### [TASK TO CARRY OUT]
Reproduce the listing word for word. Skip any image.

***

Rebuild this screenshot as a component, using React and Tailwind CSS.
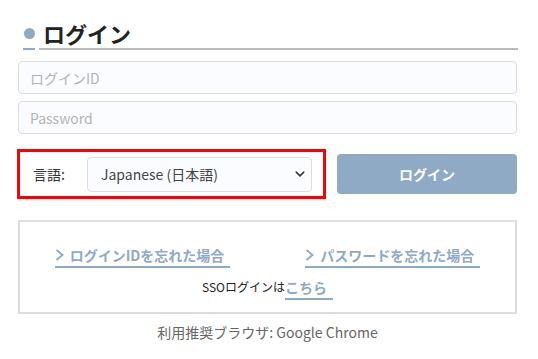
import React from "react";

function ChevronDown() {
  return (
    <svg
      width="10"
      height="10"
      viewBox="0 0 16 16"
      fill="none"
      stroke="#343a40"
      strokeWidth="2.5"
      strokeLinecap="round"
      strokeLinejoin="round"
    >
      <path d="M2 5l6 6 6-6" />
    </svg>
  );
}

function ChevronRight() {
  return (
    <svg
      width="9"
      height="12"
      viewBox="0 0 9 12"
      fill="none"
      stroke="#8eaac4"
      strokeWidth="1.8"
    >
      <path d="M1.5 1l6 5-6 5" />
    </svg>
  );
}

function TextLink({ children, arrow }) {
  return (
    <a
      href="#"
      className="inline-flex items-center gap-[6px] border-b-2 border-[#8eaac4] pb-[1px] pr-[6px] text-[14px] font-bold leading-[20px] text-[#8eaac4]"
    >
      {arrow && <ChevronRight />}
      {children}
    </a>
  );
}

export default function App() {
  return (
    <div className="h-[359px] w-[538px] bg-white pt-[18px] font-['Noto_Sans_CJK_JP','Noto_Sans',sans-serif] text-[#333]">
      <div className="ml-[23px] flex w-[495px] items-stretch">
        <div className="flex w-[12px] items-center justify-center border-b-2 border-[#8eaac4]">
          <span className="block h-[11px] w-[11px] rounded-full bg-[#8eaac4]" />
        </div>
        <div className="ml-[4px] flex-1 border-b-2 border-[#bbbbbb] pl-[4px]">
          <h1 className="text-[22px] font-bold leading-[30px] text-[#222]">
            ログイン
          </h1>
        </div>
      </div>

      <div className="ml-[18px] w-[499px]">
        <input
          type="text"
          placeholder="ログインID"
          className="mt-[11px] block h-[33px] w-full rounded-[4px] border border-[#dddddd] bg-[#fafcff] px-[11px] text-[14px] text-[#333] placeholder:text-[#b4b4b4] outline-none"
        />
        <input
          type="password"
          placeholder="Password"
          className="mt-[7px] block h-[33px] w-full rounded-[4px] border border-[#dddddd] bg-[#fafcff] px-[11px] text-[14px] text-[#333] placeholder:text-[#b4b4b4] outline-none"
        />

        <div className="mt-[15px] flex items-center">
          <div className="-ml-[1px] flex h-[50px] w-[309px] items-center border-[3px] border-[#ff0000] pl-[13px] pr-[11px]">
            <span className="text-[14px] text-[#333]">言語:</span>
            <div className="relative ml-auto">
              <select className="block h-[35px] w-[225px] appearance-none rounded-[4px] border border-[#dddddd] bg-[#fafcff] pl-[13px] text-[14px] text-[#444] outline-none">
                <option>Japanese (日本語)</option>
                <option>English</option>
              </select>
              <span className="pointer-events-none absolute right-[7px] top-[12px]">
                <ChevronDown />
              </span>
            </div>
          </div>
          <button className="ml-auto h-[40px] w-[180px] rounded-[4px] bg-[#8eaac4] text-[14px] font-bold text-white">
            ログイン
          </button>
        </div>

        <div className="mt-[21px] border-2 border-[#dddddd] pb-[12px] pt-[23px]">
          <div className="flex justify-center gap-[75px]">
            <TextLink arrow>ログインIDを忘れた場合</TextLink>
            <TextLink arrow>パスワードを忘れた場合</TextLink>
          </div>
          <div className="mt-[9px] flex items-end justify-center">
            <span className="pb-[3px] text-[12px] leading-[20px] text-[#222]">
              SSOログインは
            </span>
            <TextLink>こちら</TextLink>
          </div>
        </div>

        <p className="mt-[8px] text-center text-[14px] leading-[20px] text-[#666]">
          利用推奨ブラウザ: Google Chrome
        </p>
      </div>
    </div>
  );
}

***

### [EXERCISE SOLUTION]
Rebuild this screenshot as a component, using React and Tailwind CSS.
import React from "react";

function ChevronDown() {
  return (
    <svg
      width="10"
      height="10"
      viewBox="0 0 16 16"
      fill="none"
      stroke="#343a40"
      strokeWidth="2.5"
      strokeLinecap="round"
      strokeLinejoin="round"
    >
      <path d="M2 5l6 6 6-6" />
    </svg>
  );
}

function ChevronRight() {
  return (
    <svg
      width="9"
      height="12"
      viewBox="0 0 9 12"
      fill="none"
      stroke="#8eaac4"
      strokeWidth="1.8"
    >
      <path d="M1.5 1l6 5-6 5" />
    </svg>
  );
}

function TextLink({ children, arrow }) {
  return (
    <a
      href="#"
      className="inline-flex items-center gap-[6px] border-b-2 border-[#8eaac4] pb-[1px] pr-[6px] text-[14px] font-bold leading-[20px] text-[#8eaac4]"
    >
      {arrow && <ChevronRight />}
      {children}
    </a>
  );
}

export default function App() {
  return (
    <div className="h-[359px] w-[538px] bg-white pt-[18px] font-['Noto_Sans_CJK_JP','Noto_Sans',sans-serif] text-[#333]">
      <div className="ml-[23px] flex w-[495px] items-stretch">
        <div className="flex w-[12px] items-center justify-center border-b-2 border-[#8eaac4]">
          <span className="block h-[11px] w-[11px] rounded-full bg-[#8eaac4]" />
        </div>
        <div className="ml-[4px] flex-1 border-b-2 border-[#bbbbbb] pl-[4px]">
          <h1 className="text-[22px] font-bold leading-[30px] text-[#222]">
            ログイン
          </h1>
        </div>
      </div>

      <div className="ml-[18px] w-[499px]">
        <input
          type="text"
          placeholder="ログインID"
          className="mt-[11px] block h-[33px] w-full rounded-[4px] border border-[#dddddd] bg-[#fafcff] px-[11px] text-[14px] text-[#333] placeholder:text-[#b4b4b4] outline-none"
        />
        <input
          type="password"
          placeholder="Password"
          className="mt-[7px] block h-[33px] w-full rounded-[4px] border border-[#dddddd] bg-[#fafcff] px-[11px] text-[14px] text-[#333] placeholder:text-[#b4b4b4] outline-none"
        />

        <div className="mt-[15px] flex items-center">
          <div className="-ml-[1px] flex h-[50px] w-[309px] items-center border-[3px] border-[#ff0000] pl-[13px] pr-[11px]">
            <span className="text-[14px] text-[#333]">言語:</span>
            <div className="relative ml-auto">
              <select className="block h-[35px] w-[225px] appearance-none rounded-[4px] border border-[#dddddd] bg-[#fafcff] pl-[13px] text-[14px] text-[#444] outline-none">
                <option>Japanese (日本語)</option>
                <option>English</option>
              </select>
              <span className="pointer-events-none absolute right-[7px] top-[12px]">
                <ChevronDown />
              </span>
            </div>
          </div>
          <button className="ml-auto h-[40px] w-[180px] rounded-[4px] bg-[#8eaac4] text-[14px] font-bold text-white">
            ログイン
          </button>
        </div>

        <div className="mt-[21px] border-2 border-[#dddddd] pb-[12px] pt-[23px]">
          <div className="flex justify-center gap-[75px]">
            <TextLink arrow>ログインIDを忘れた場合</TextLink>
            <TextLink arrow>パスワードを忘れた場合</TextLink>
          </div>
          <div className="mt-[9px] flex items-end justify-center">
            <span className="pb-[3px] text-[12px] leading-[20px] text-[#222]">
              SSOログインは
            </span>
            <TextLink>こちら</TextLink>
          </div>
        </div>

        <p className="mt-[8px] text-center text-[14px] leading-[20px] text-[#666]">
          利用推奨ブラウザ: Google Chrome
        </p>
      </div>
    </div>
  );
}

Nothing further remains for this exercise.